Hz. Hasan ve Hz. Hüseyin'i sevmenin Hz. Peygamberin sevgisini kazanmak olduğunu ifade eden Arslan, konuşmasını şöyle sürdürdü:
"Ne yazık ki Hz. Hasan, Medine'de zehirlenerek şehit oldu. Hz. Hüseyin ise tam bin 377 yıl önce bugün Kerbela'da ailesi ile birlikte tarihin şahit olduğu en büyük katliamda şehit edildi. O günden beri şüphesiz ki ciğerimiz yanıyor, o günden beri yüreğimiz kanıyor. Bin 377 yıldır dualarımız, feryadımız, çığlığımız, ağıtlarımız, mersiyelerimiz arşı inletiyor. O günden beri gökyüzünün ve yeryüzünün ağladığını Kerbela'da sahranın, suların, sellerin, denizlerin ağladığını, arşta meleklerin ağladığını biliyoruz. Hz. Hüseyin'i susuzluğa, yalnızlığa, katliama, Kerbela'ya terk etmiş olmanın sızısını o günden beri insanlık, üzerinde ağır bir yük olarak taşıyor."
"Müslümanlar, Kerbela faciasını hiçbir zaman unutmayacaklar"

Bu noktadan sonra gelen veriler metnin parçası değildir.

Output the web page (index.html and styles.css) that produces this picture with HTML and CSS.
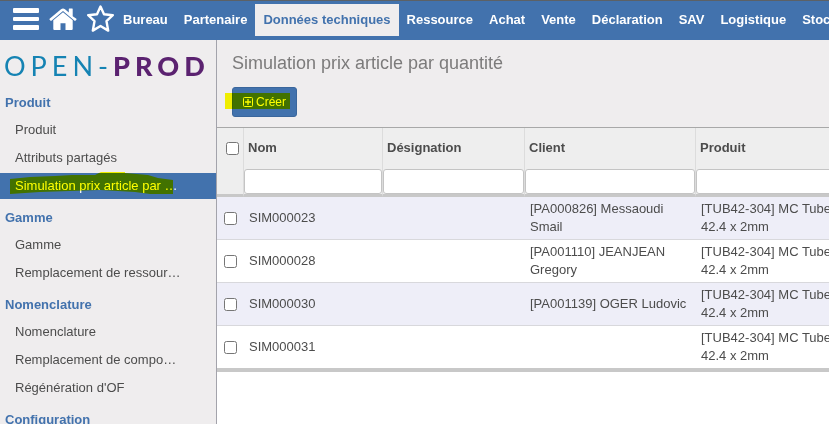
FILE: index.html
```html
<!DOCTYPE html>
<html lang="fr">
<head>
    <meta charset="UTF-8">
    <meta name="viewport" content="width=device-width, initial-scale=1.0">
    <title>Simulation prix article par quantité</title>
    <link rel="stylesheet" href="styles.css">
</head>
<body>
    <header class="topbar">
        <button type="button" class="icon-btn" aria-label="Menu">
            <svg width="26" height="30" viewBox="0 0 26 30" fill="#fff">
                <rect x="0" y="4" width="26" height="5" rx="1"/>
                <rect x="0" y="13" width="26" height="4" rx="1"/>
                <rect x="0" y="21" width="26" height="5" rx="1"/>
            </svg>
        </button>
        <a href="#" class="icon-btn" aria-label="Accueil">
            <svg width="28" height="30" viewBox="0 0 28 30" fill="#fff">
                <path d="M14 8.200 L4.300 16.200 V25 Q4.300 26 5.300 26 H11.500 V19.200 H16.500 V26 H22.700 Q23.700 26 23.700 25 V16.200 Z"/>
                <path d="M23.700 12.200 V5 Q23.700 4.500 23.200 4.500 H20.300 Q19.800 4.500 19.800 5 V8.400 L16 5.200 Q14 3.600 12 5.200 L0.600 14.700 Q0.200 15.100 0.500 15.500 L1.600 16.800 Q2 17.100 2.400 16.800 L14 7.100 L25.600 16.800 Q26 17.100 26.400 16.800 L27.500 15.500 Q27.800 15.100 27.400 14.700 Z"/>
            </svg>
        </a>
        <a href="#" class="icon-btn" aria-label="Favoris">
            <svg width="28" height="30" viewBox="0 0 28 30" fill="none" stroke="#fff" stroke-width="2.400" stroke-linejoin="round">
                <path d="M13.500 2.500 L17 10.200 L25.800 11.200 L19.500 17.200 L21.200 26.600 L13.500 22 L5.800 26.600 L7.500 17.200 L1.200 11.200 L10 10.200 Z"/>
            </svg>
        </a>
        <nav class="main-nav">
            <a href="#">Bureau</a>
            <a href="#">Partenaire</a>
            <a href="#" class="active">Données techniques</a>
            <a href="#">Ressource</a>
            <a href="#">Achat</a>
            <a href="#">Vente</a>
            <a href="#">Déclaration</a>
            <a href="#">SAV</a>
            <a href="#">Logistique</a>
            <a href="#">Stock</a>
        </nav>
    </header>

    <div class="layout">
        <aside class="sidebar">
            <div class="logo"><span class="logo-open">OPEN-</span><span class="logo-prod">PROD</span></div>

            <h3>Produit</h3>
            <ul>
                <li><a href="#">Produit</a></li>
                <li><a href="#">Attributs partagés</a></li>
                <li class="active">
                    <a href="#">Simulation prix article par …</a>
                    <svg class="marker marker-menu" width="164" height="22" viewBox="0 0 164 22" fill="#ff0">
                        <path d="M0 7 L20 5 L45 4 L62 3 L85 3 L91 0 H115 V1 L138 3 L148 6 L163 8 V22 H140 L125 20 L90 18 L60 19 L30 20 L0 22 Z"/>
                    </svg>
                </li>
            </ul>

            <h3>Gamme</h3>
            <ul>
                <li><a href="#">Gamme</a></li>
                <li><a href="#">Remplacement de ressour…</a></li>
            </ul>

            <h3>Nomenclature</h3>
            <ul>
                <li><a href="#">Nomenclature</a></li>
                <li><a href="#">Remplacement de compo…</a></li>
                <li><a href="#">Régénération d'OF</a></li>
            </ul>

            <h3>Configuration</h3>
        </aside>

        <main class="content">
            <div class="view-header">
                <h2>Simulation prix article par quantité</h2>
                <div class="actions">
                    <button type="button" class="btn-create">
                        <svg width="10" height="10" viewBox="0 0 10 10" fill="none" stroke="#fff">
                            <rect x="0.500" y="0.500" width="9" height="9" rx="1"/>
                            <path d="M5 2 V8 M2 5 H8" stroke-width="1.300"/>
                        </svg>
                        Créer
                    </button>
                    <span class="marker marker-create"></span>
                </div>
            </div>

            <table class="list">
                <colgroup>
                    <col class="col-check">
                    <col class="col-nom">
                    <col class="col-designation">
                    <col class="col-client">
                    <col>
                </colgroup>
                <thead>
                    <tr class="labels">
                        <th><input type="checkbox" aria-label="Tout sélectionner"></th>
                        <th><label for="f_nom">Nom</label></th>
                        <th><label for="f_designation">Désignation</label></th>
                        <th><label for="f_client">Client</label></th>
                        <th><label for="f_produit">Produit</label></th>
                    </tr>
                    <tr class="filters">
                        <td></td>
                        <td><input type="text" id="f_nom"></td>
                        <td><input type="text" id="f_designation"></td>
                        <td><input type="text" id="f_client"></td>
                        <td><input type="text" id="f_produit"></td>
                    </tr>
                </thead>
                <tbody>
                    <tr>
                        <td><input type="checkbox" aria-label="SIM000023"></td>
                        <td>SIM000023</td>
                        <td></td>
                        <td>[PA000826] Messaoudi Smail</td>
                        <td>[TUB42-304] MC Tube 42.4 x 2mm</td>
                    </tr>
                    <tr>
                        <td><input type="checkbox" aria-label="SIM000028"></td>
                        <td>SIM000028</td>
                        <td></td>
                        <td>[PA001110] JEANJEAN Gregory</td>
                        <td>[TUB42-304] MC Tube 42.4 x 2mm</td>
                    </tr>
                    <tr>
                        <td><input type="checkbox" aria-label="SIM000030"></td>
                        <td>SIM000030</td>
                        <td></td>
                        <td>[PA001139] OGER Ludovic</td>
                        <td>[TUB42-304] MC Tube 42.4 x 2mm</td>
                    </tr>
                    <tr>
                        <td><input type="checkbox" aria-label="SIM000031"></td>
                        <td>SIM000031</td>
                        <td></td>
                        <td></td>
                        <td>[TUB42-304] MC Tube 42.4 x 2mm</td>
                    </tr>
                </tbody>
            </table>
        </main>
    </div>
</body>
</html>
```

FILE: styles.css
```css
* {
    box-sizing: border-box;
}
body {
    margin: 0;
    height: 100vh;
    display: flex;
    flex-direction: column;
    overflow: hidden;
    font-family: "Liberation Sans", Arial, sans-serif;
    font-size: 13px;
    line-height: 18px;
    color: #4c4c4c;
    background-color: #fff;
}
a {
    color: inherit;
    text-decoration: none;
}
h2, h3, ul {
    margin: 0;
    padding: 0;
}

/* Top bar */
.topbar {
    display: flex;
    align-items: flex-start;
    flex-shrink: 0;
    gap: 10px;
    height: 40px;
    padding: 3px 0 0 13px;
    background-color: #4272ad;
    border-top: 1px solid #5c6166;
}
.icon-btn {
    display: flex;
    flex-shrink: 0;
    padding: 0;
    border: none;
    background: none;
    cursor: pointer;
}
.main-nav {
    display: flex;
    margin-left: -10px;
}
.main-nav a {
    padding: 0 8px;
    line-height: 32px;
    font-weight: bold;
    color: #fff;
    white-space: nowrap;
}
.main-nav .active {
    background-color: #efedee;
    color: #4272ad;
}

.layout {
    display: flex;
    flex: 1;
    min-height: 0;
}

/* Left menu */
.sidebar {
    flex: 0 0 217px;
    overflow: hidden;
    background-color: #efedee;
    border-right: 1px solid #a3a3ab;
}
.logo {
    height: 50px;
    padding-left: 4px;
    font-family: Lato, sans-serif;
    font-size: 27px;
    line-height: 52px;
    letter-spacing: 5px;
    white-space: nowrap;
}
.logo-open {
    font-weight: 400;
    color: #1583b3;
}
.logo-prod {
    font-weight: 900;
    color: #5b2270;
}
.sidebar h3 {
    padding-left: 5px;
    font-size: 13px;
    line-height: 25px;
    color: #4272ad;
}
.sidebar ul {
    padding-bottom: 6px;
    list-style: none;
}
.sidebar li {
    position: relative;
    padding-top: 2px;
}
.sidebar li a {
    display: block;
    padding-left: 15px;
    line-height: 26px;
}
.sidebar .active a {
    background-color: #4272ad;
    color: #fff;
}

/* Highlighter strokes */
.marker {
    position: absolute;
    mix-blend-mode: multiply;
    pointer-events: none;
}
.marker-menu {
    left: 10px;
    top: 1px;
}
.marker-create {
    left: -7px;
    top: 6px;
    width: 65px;
    height: 16px;
    background-color: #ff0;
}

/* Main view */
.content {
    flex: 1;
    min-width: 0;
    overflow: hidden;
}
.view-header {
    height: 88px;
    padding: 12px 15px 0;
    background-color: #efedee;
    border-bottom: 1px solid #a8a8a8;
}
.view-header h2 {
    font-size: 18px;
    font-weight: normal;
    line-height: 22px;
    color: #7c7b7b;
}
.actions {
    position: relative;
    display: flex;
    margin-top: 13px;
}
.btn-create {
    display: flex;
    align-items: center;
    gap: 3px;
    height: 30px;
    padding: 0 10px;
    border: 1px solid #3a669c;
    border-radius: 3px;
    background-color: #4272ad;
    color: #fff;
    font-family: inherit;
    font-size: 12px;
    cursor: pointer;
}

/* List */
.list {
    width: 100%;
    min-width: 630px;
    table-layout: fixed;
    border-collapse: separate;
    border-spacing: 0;
    border-bottom: 4px solid #c8c8c8;
}
.col-check {
    width: 27px;
}
.col-nom {
    width: 139px;
}
.col-designation {
    width: 142px;
}
.col-client {
    width: 171px;
}
.list input[type="checkbox"] {
    display: block;
    margin: 0;
}
.list thead {
    background-color: #eee;
}
.list thead th,
.list thead td {
    border-right: 1px solid #dcdcdc;
}
.labels th {
    height: 40px;
    padding: 0 4px;
    text-align: left;
}
.labels th:first-child {
    padding-left: 9px;
}
.filters td {
    height: 29px;
    padding: 0;
    border-bottom: 3px solid #c8c8c8;
}
.filters input {
    display: block;
    width: 100%;
    height: 25px;
    padding: 0 4px;
    border: 1px solid #c4c4c4;
    border-radius: 3px;
    background-color: #fff;
    font: inherit;
}
.list tbody td {
    height: 43px;
    padding: 3px 5px;
    border-bottom: 1px solid #d8d8dc;
    vertical-align: middle;
}
.list tbody td:first-child {
    padding-left: 7px;
}
.list tbody tr:nth-child(odd) {
    background-color: #eeeef8;
}
.list tbody tr:nth-child(even) {
    background-color: #fff;
}
.list tbody tr:last-child td {
    height: 42px;
    border-bottom: none;
}
```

Ahmet Arslan, Muharrem ayının manevi iklimine işaret ederek, aşura ile buluşmanın, tarihin derinliklerinden bugüne taşıyan büyük bir anlayışa sahip çıkmanın asaletine değindi. Her şeye rağmen acı ve sevinçlerin paylaşılmasının önemli olduğunu dile getiren Arslan, "Müslümanlar, Kerbela faciasını hiçbir zaman unutmayacaklar." dedi.
Bunun ayrımcılık yapmak için değil, ayrı düştüklerinde neler olabileceğini unutmamak ve ibret almak için hatırlanacağını belirten Arslan, Muharrem mateminin amacının yaraları, acıları deşmek değil bu tür acıların bir daha yaşanmaması için olduğunu söyledi.
Arslan, "Bu nedenle diyorum ki ya ibret alırız ya da ibret oluruz. Önemli olan bu hadiseden ders çıkarmaktır. Barış ve kardeşliğin ne kadar önemli olduğunu artık herkesin idrak etmesi gerekiyor. Hz. Peygamber de, Hz. Ali de, torunu Hz. Hasan ve Hz. Hüseyin bize şunu öğretti; can kutsaldır, kim ki bir cana kastederse, bütün bir âleme kasteder. Hangi saik ile olursa olsun, ister mezhep adına, ister etnik köken adına, ister ideoloji adına olursa olsun, masumlara kastetmek alçakça bir cinayettir." diye konuştu.
Kerbela olayını sıcak tutmak için "Her gün Aşura, her yer Kerbela" şeklinde bir söz olduğunu hatırlatan Arslan, "15 Temmuz gecesi yaşadığımız silahlı darbe girişimi de ikinci bir Kerbela katliamı gibiydi. Bununla birlikte Müslüman dünyasının da son ve en ağır imtihanı mahiyetindedir. Zira o gün gösterilen birlik ve beraberlik, öyle zannediyorum ki, son asrın değil belki de asırların en güzel örneğidir. O günden sonra da 81 ilde milyonlarca kardeşimiz meydanları boş bırakmadı. O meydanlarda ayrışma yoktu. Şu siyasi parti, bu siyasi parti yoktu. Orada Alevi, Sünni, Caferi, Hanefi, Şafii yoktu." ifadelerini kullandı.
15 Temmuz girişiminden sonra tüm insanların herhangi bir ayrım gözetmeksizin meydanlarda olduğuna, Cumhuriyet'e destek çıktığını vurgulayan Arslan, şunları kaydetti:
"Bugünün de bizim için o günlerden bir farkı yok değerli kardeşlerim. Hz. Hüseyin'in şehadete intikal ettiği bugün de bizim için birlik günüdür, ikilikten kurtulma günüdür, dayanışma günüdür, paylaşma günüdür. Matemleri bir olan, ortak olan bir milletin geleceği de, idealleri de, bu coğrafya üzerindeki kaderi de birdir, beraberdir ve ortaktır. Biz birbirimize ayrı gayrı gözlerle bakamayız. Sadece bizde değil, komşularımızda yangın varsa onları da söndürmek zorundayız. Yangının üstüne benzinle değil, su ile gitmek zorundayız."